Deservedly Foreign Minister Mrs. Sushma Swaraj, our Intelligence agencies and diplomats have earned praise for their handling of the Iraq crisis. Nurses from Kerala and a substantial number of workers have been brought back safely into the country. However an aspect of greater significance related to events has escaped attention. The nurses were well treated and allowed to exit safely. This is not how terrorists normally behave. This was more like the conduct of a disciplined army. This induces serious reappraisal of the ISIS movement and what it might foretell. Today ISIS presents mainly a territorial threat. But if it stabilizes into one Sunni state encompassing a part of Iraq and Syria, what might be the long term challenge it could present in the distant future? The ISIS leader looks like a long distance runner.
Abu Bakr al-Baghdadi who heads ISIS reportedly hails from a family of preachers. He joined the Al Qaeda and served in several operations. When the formation of ISIS was announced in April 2013, al-Baghdadi sought the merger of the Syrian jihadist faction with ISIS. But the leader of that faction demurred. Al Qaeda’s effective leader Ayman al-Zawahiri opposed ISIS and ordered it to be disbanded. Thereupon Baghdadi revolted against Al Qaeda and took control of the Syrian outfit killing hundreds in the factional clashes.
In February 2014 Al-Qaeda formally severed relations with ISIS. Subsequently the fighting in Iraq has intensified and ISIS continues to make military gains. It is this outfit led by al-Baghdadi which uncharacteristically treated Indian nurses kindly and allowed them to leave. What does this tell us about al-Baghdadi and his movement?
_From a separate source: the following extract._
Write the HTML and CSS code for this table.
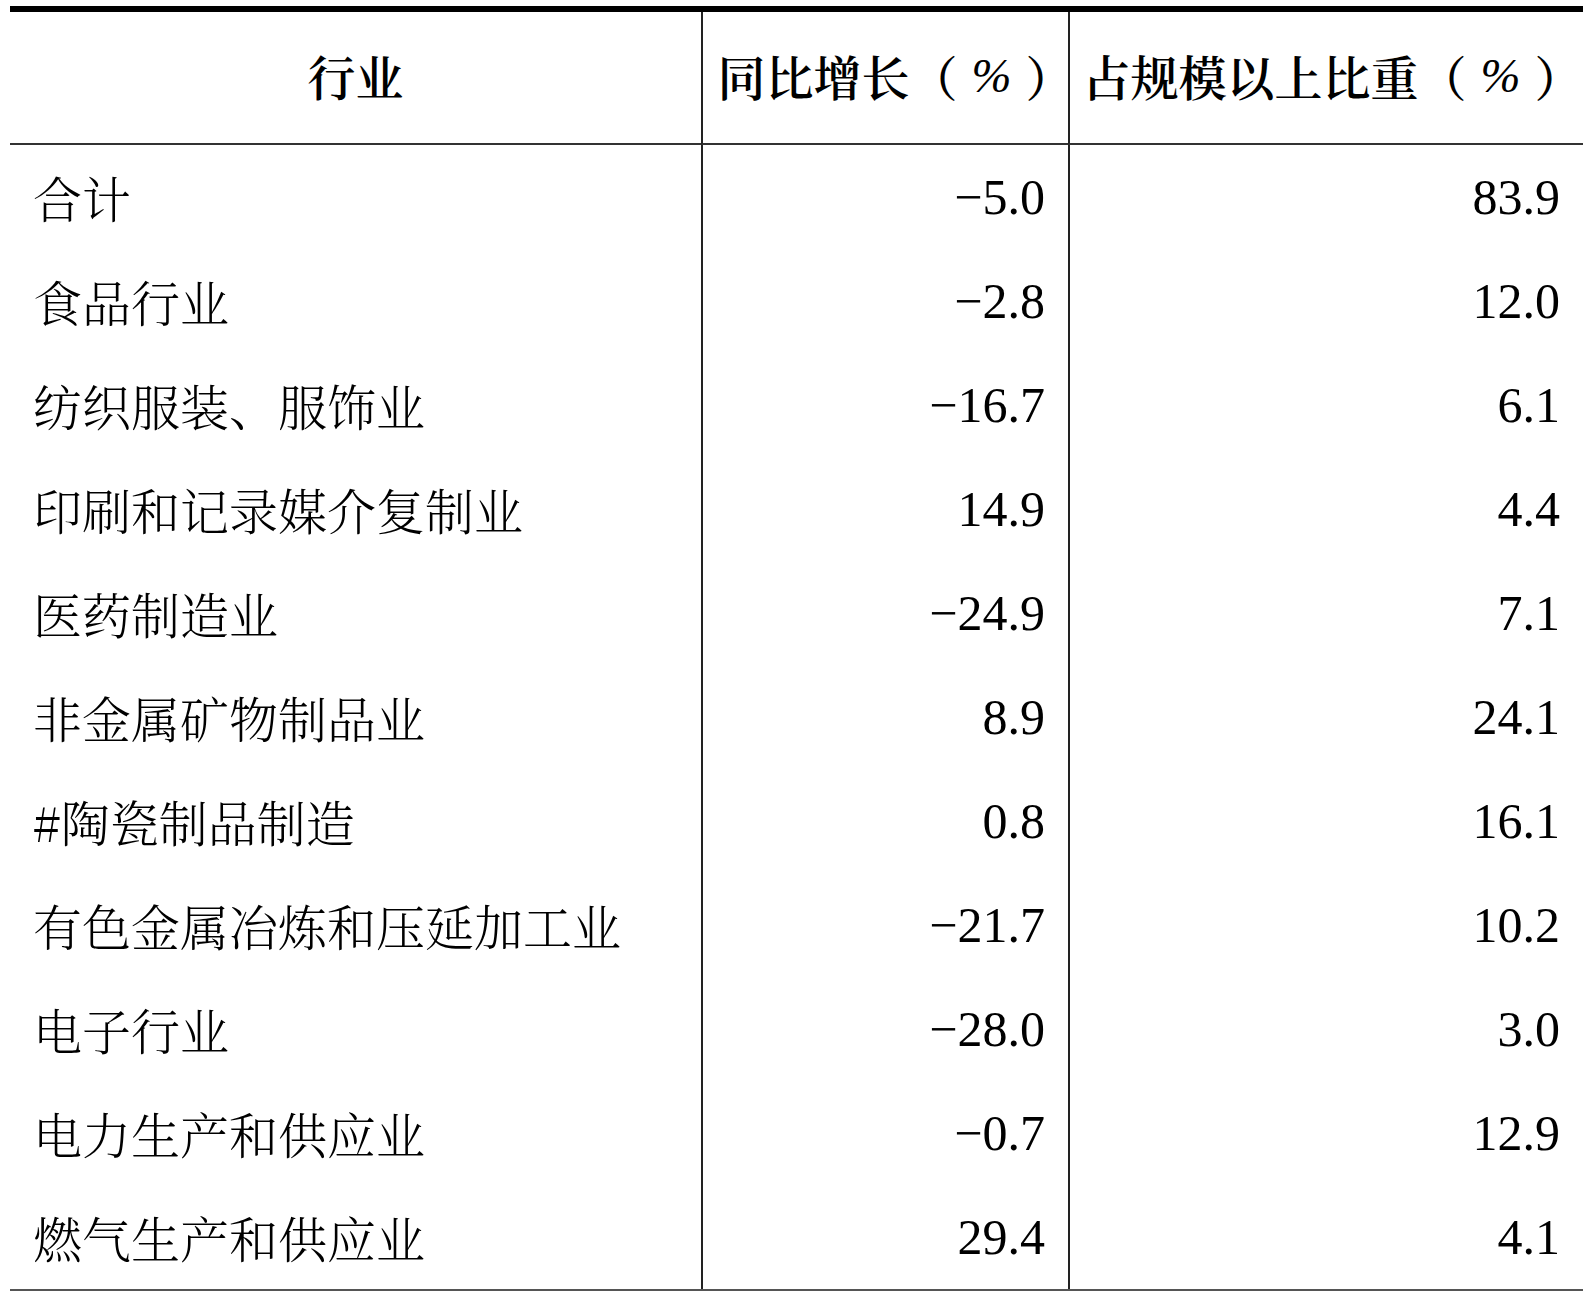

Media analysts in India and abroad continue to describe ISIS in terms similar to what they used for Al Qaeda and Pakistan’s Taliban jihadists. Could they be underestimating ISIS? On a TV discussion security analyst Major General Ashok Mehta stated that ISIS presented two challenges, one territorial and the other ideological. He considered the territorial challenge more serious but averred that hemmed in by other powers there was little military prospect of ISIS exercising control beyond Syria and northern Iraq. But what if the ideological challenge is more, much more, serious than the territorial challenge? A few aspects of al-Baghdadi’s approach merit attention and induce this writer to invite speculation about the potential of the long term ISIS challenge.
The ISIS handling of the Indian nurses crisis resulted in what may be described as a diplomatic gesture by al-Baghdadi. The most significant step by the ISIS leader has been to declare the revival of the Caliphate and of himself as the Caliph. The developments of the Iraq war suggest an emerging scenario in the region that will not be very different from what the US envisaged in 2006 when Secretary of State Rice talked about a New Middle East for which even a map of redrawn boundaries was prepared. Therefore if eventually a Sunni block and a Shiite bloc emerge in the Middle East, with al-Baghdadi ruling the Islamic state of Syria plus northern Iraq, how might the self appointed Caliph proceed subsequently? He may utilize the jihadi groups drawn to him in all parts of the world by deploying them to pressure governments and public opinion. The most immediate threat could be to Arab rulers. Their western contacts and permissive lifestyles could be targeted.
It seems unlikely that al-Baghdadi seriously contemplates physical conquest beyond the state he is presently trying to carve. As the Caliph he might attempt to spread Islamic values across the world through diplomatic and political measures. Former Indian Ambassador to Saudi Arabia, Mr. Talmiz Ahmed, wrote in a newspaper article: “Throughout the period of colonialism, there were sentimental references to the Caliphate as an office that would free the Muslims from western domination and give them the possibility of rejuvenation and victory, as it had done in Islam’s early history.” If al-Baghdadi as Caliph were to attempt propitiating this sentiment, what might he do?
Undoubtedly political events in the world today are influenced most decisively by big business finance capital with its tentacles spread across the globe. In recent years the permissive approach by big bankers to cut corners and their greed for profit plunged the world into crisis. The reputation and goodwill for bankers has never been lower. By assaulting their control an effective attack against the west would begin. How could al-Baghdadi attempt that? In the last century Hitler and the fascists attempted before the start of World War Two to challenge global finance capital by scrapping the gold standard and by entering into barter trade between nations. ISIS need not do that. Quite possibly it may take recourse to a more potent alternative.
A fundamental tenet of Islam is that taking interest is disallowed. Prophet Mohammed spoke against interest. What if from the billions of dollars at his disposal al-Baghdadi spends a portion to propagate Islamic banking across the world? No interest would be paid but only profits earned from investments made either by the depositor or by the bank would be earned. Given the present public disenchantment with big bankers and the fact that even Jesus, Guru Nanak and other spiritual leaders had spoken against acceptance of interest, might the idea spread? And if it does, how might it affect the power and control of the present finance capital czars over global economy and politics? Does this aspect not deserve the world’s attention?